• _PROBLEM_:
Could you copy every line from the material below in which "this" appears?

• _GIVEN INFORMATION_:
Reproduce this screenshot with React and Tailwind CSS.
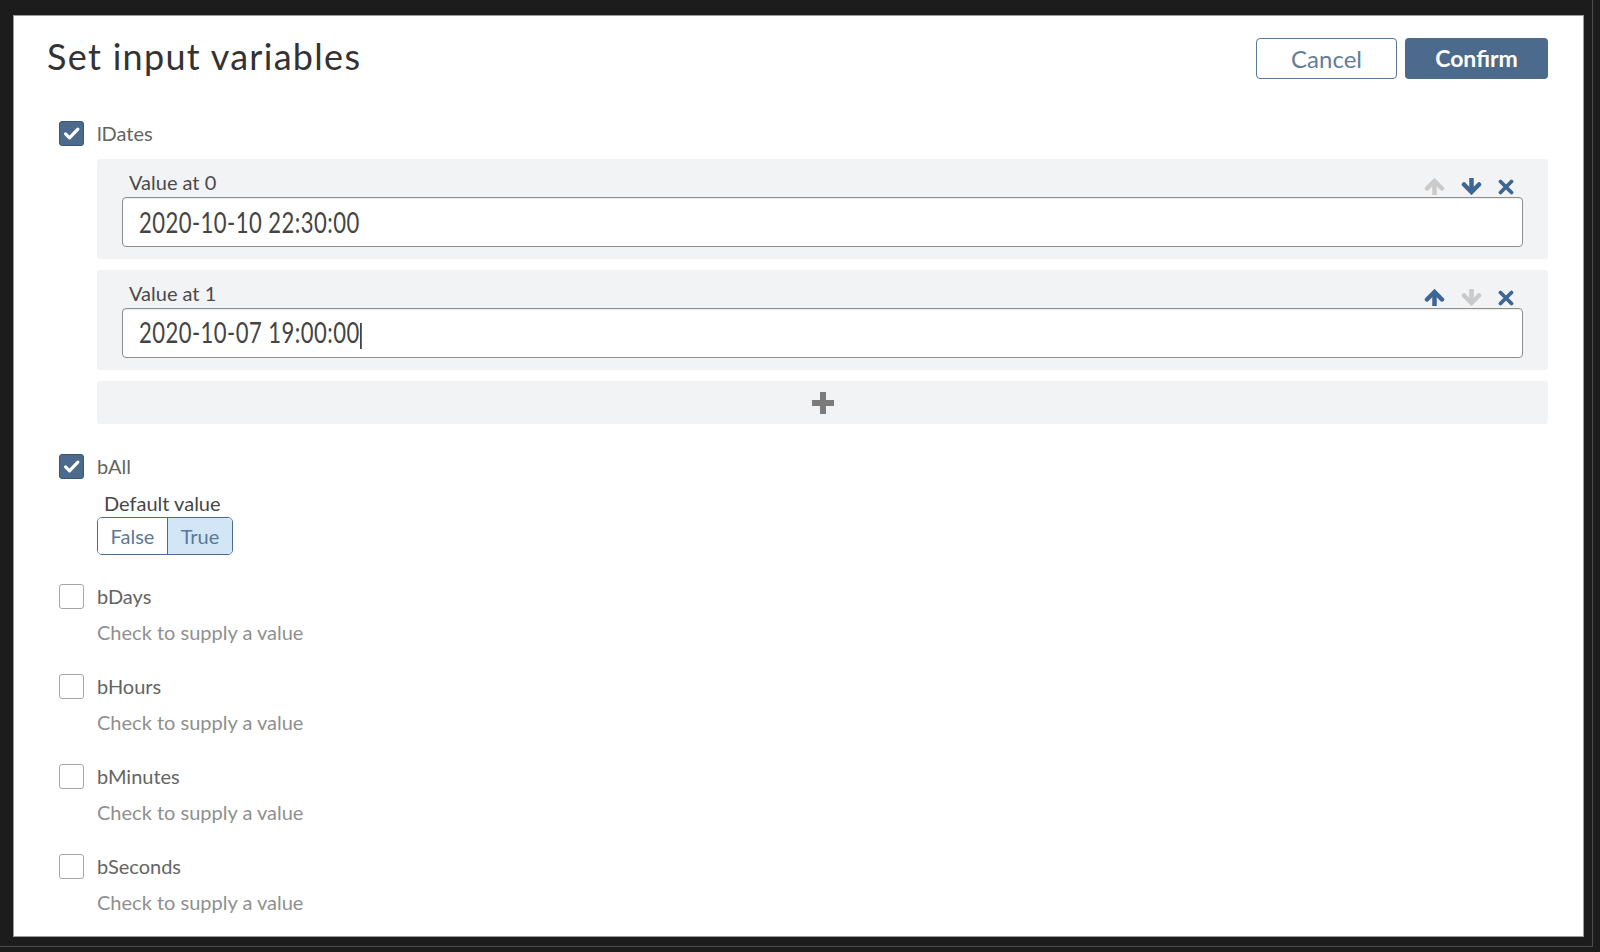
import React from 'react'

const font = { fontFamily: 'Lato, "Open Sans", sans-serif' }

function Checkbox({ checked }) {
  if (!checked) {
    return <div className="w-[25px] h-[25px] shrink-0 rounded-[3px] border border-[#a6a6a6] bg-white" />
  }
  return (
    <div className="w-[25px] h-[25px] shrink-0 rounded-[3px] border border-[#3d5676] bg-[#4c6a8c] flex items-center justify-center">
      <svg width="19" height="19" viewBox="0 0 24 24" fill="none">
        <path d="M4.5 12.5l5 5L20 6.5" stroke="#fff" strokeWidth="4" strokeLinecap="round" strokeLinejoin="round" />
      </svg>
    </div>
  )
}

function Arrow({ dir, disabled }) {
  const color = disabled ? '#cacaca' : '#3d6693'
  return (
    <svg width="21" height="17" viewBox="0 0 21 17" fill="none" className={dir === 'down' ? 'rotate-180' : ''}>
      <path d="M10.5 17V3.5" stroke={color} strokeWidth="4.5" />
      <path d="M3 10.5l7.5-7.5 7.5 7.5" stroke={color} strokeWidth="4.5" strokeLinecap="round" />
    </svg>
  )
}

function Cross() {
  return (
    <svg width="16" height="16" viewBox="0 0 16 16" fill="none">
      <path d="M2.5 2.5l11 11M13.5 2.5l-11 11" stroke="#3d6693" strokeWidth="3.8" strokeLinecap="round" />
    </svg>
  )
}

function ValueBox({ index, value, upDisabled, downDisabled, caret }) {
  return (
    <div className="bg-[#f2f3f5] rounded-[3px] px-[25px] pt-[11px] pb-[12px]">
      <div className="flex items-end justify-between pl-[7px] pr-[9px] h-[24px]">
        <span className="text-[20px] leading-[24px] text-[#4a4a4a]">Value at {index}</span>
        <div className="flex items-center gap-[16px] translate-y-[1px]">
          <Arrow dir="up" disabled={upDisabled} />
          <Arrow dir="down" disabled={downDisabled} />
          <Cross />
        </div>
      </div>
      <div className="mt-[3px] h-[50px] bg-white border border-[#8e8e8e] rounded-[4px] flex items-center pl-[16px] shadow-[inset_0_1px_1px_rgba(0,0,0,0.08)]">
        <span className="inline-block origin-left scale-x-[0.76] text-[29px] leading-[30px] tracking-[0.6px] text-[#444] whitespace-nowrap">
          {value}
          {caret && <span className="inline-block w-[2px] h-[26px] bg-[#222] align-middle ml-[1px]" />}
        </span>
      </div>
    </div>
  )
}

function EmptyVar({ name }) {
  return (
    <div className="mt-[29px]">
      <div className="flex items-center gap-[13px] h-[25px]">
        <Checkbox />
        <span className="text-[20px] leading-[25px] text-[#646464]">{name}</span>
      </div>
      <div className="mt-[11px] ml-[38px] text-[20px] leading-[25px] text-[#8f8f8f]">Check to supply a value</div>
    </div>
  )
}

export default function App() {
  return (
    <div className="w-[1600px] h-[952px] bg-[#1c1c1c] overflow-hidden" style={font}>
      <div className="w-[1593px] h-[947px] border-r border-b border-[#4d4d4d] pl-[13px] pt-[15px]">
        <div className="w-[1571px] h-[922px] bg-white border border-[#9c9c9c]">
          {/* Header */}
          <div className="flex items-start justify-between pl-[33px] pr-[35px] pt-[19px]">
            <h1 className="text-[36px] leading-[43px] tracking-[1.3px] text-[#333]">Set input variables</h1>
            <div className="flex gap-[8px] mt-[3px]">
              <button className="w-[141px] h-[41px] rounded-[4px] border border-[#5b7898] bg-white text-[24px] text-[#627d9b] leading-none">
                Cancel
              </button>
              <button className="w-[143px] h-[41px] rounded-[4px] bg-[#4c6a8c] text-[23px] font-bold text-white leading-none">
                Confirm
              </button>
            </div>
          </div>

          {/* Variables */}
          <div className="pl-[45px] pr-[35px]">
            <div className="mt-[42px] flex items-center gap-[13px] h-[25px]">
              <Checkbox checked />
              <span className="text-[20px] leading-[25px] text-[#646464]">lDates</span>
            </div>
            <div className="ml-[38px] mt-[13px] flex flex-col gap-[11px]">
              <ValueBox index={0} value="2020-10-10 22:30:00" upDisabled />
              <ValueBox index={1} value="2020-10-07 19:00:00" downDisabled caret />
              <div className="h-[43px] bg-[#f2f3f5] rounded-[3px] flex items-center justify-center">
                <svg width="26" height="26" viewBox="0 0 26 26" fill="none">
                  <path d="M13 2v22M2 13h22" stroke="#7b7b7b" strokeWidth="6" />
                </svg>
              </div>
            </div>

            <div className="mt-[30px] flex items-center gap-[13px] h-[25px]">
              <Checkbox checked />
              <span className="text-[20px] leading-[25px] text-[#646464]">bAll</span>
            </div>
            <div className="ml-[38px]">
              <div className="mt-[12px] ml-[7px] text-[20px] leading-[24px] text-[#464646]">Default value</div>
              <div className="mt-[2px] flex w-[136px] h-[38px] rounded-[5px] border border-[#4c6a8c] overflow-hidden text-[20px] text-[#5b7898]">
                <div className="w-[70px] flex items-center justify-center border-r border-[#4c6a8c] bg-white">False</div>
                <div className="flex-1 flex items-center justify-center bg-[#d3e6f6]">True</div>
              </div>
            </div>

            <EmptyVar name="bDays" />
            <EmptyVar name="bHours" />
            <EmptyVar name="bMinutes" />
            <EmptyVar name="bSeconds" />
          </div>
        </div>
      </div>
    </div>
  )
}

--

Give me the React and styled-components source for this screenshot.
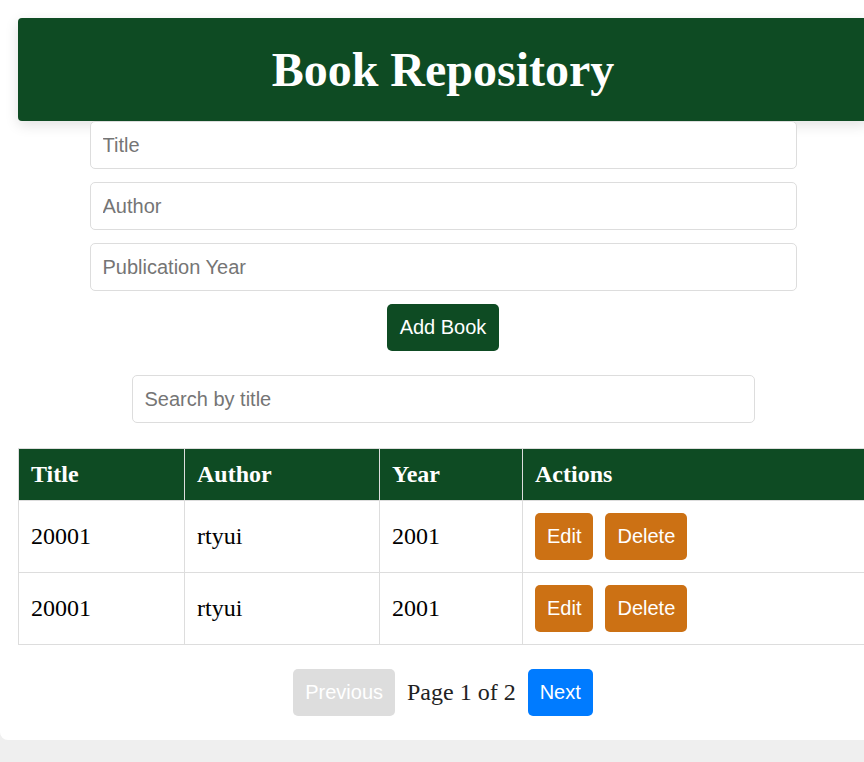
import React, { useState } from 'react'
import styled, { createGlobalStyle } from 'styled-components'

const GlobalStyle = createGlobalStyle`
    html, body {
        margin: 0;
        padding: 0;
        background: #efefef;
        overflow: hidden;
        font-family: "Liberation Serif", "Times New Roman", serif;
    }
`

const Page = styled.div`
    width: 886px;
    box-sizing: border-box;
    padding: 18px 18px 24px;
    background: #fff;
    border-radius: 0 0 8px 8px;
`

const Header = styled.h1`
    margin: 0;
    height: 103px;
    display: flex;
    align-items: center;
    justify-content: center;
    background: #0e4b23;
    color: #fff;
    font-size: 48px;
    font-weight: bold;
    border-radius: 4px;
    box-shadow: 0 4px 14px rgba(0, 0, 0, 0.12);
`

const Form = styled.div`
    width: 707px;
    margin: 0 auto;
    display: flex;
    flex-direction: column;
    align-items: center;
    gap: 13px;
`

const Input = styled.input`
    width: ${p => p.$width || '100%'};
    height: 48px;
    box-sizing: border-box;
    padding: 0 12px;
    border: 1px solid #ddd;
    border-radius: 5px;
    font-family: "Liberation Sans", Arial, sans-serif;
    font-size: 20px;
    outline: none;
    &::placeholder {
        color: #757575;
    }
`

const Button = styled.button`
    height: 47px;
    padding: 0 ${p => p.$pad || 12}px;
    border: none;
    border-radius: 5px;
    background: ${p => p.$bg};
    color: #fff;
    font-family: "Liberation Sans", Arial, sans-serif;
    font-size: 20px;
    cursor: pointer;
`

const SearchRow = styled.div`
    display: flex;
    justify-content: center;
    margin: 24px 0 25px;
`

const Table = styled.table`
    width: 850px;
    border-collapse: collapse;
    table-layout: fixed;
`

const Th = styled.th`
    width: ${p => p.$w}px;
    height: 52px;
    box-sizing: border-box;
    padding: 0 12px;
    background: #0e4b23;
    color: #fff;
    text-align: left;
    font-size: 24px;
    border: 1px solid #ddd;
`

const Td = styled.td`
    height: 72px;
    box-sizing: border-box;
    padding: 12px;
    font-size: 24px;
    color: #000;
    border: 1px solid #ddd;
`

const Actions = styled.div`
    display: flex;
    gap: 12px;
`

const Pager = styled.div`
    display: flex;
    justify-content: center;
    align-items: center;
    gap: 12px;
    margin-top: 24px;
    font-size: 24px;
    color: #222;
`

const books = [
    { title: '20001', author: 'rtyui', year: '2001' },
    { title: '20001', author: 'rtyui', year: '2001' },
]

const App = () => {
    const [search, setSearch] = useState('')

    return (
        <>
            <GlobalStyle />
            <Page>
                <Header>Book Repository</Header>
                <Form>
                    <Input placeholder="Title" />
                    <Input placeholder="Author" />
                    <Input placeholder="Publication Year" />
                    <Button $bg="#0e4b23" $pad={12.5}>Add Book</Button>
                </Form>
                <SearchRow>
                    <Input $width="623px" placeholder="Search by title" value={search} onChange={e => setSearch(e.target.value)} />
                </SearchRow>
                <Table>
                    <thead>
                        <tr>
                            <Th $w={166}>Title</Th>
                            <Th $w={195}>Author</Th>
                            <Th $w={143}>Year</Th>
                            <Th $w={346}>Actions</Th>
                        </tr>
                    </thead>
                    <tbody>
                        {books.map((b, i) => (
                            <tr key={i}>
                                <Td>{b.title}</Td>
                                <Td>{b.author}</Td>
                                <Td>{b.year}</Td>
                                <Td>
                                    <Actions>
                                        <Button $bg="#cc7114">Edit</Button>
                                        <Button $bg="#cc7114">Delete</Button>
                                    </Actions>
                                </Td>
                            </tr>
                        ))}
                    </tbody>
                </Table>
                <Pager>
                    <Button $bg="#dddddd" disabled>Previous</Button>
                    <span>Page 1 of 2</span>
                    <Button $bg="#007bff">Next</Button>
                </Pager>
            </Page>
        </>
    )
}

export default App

• _FULL RESPONSE_:
Reproduce this screenshot with React and Tailwind CSS.
Give me the React and styled-components source for this screenshot.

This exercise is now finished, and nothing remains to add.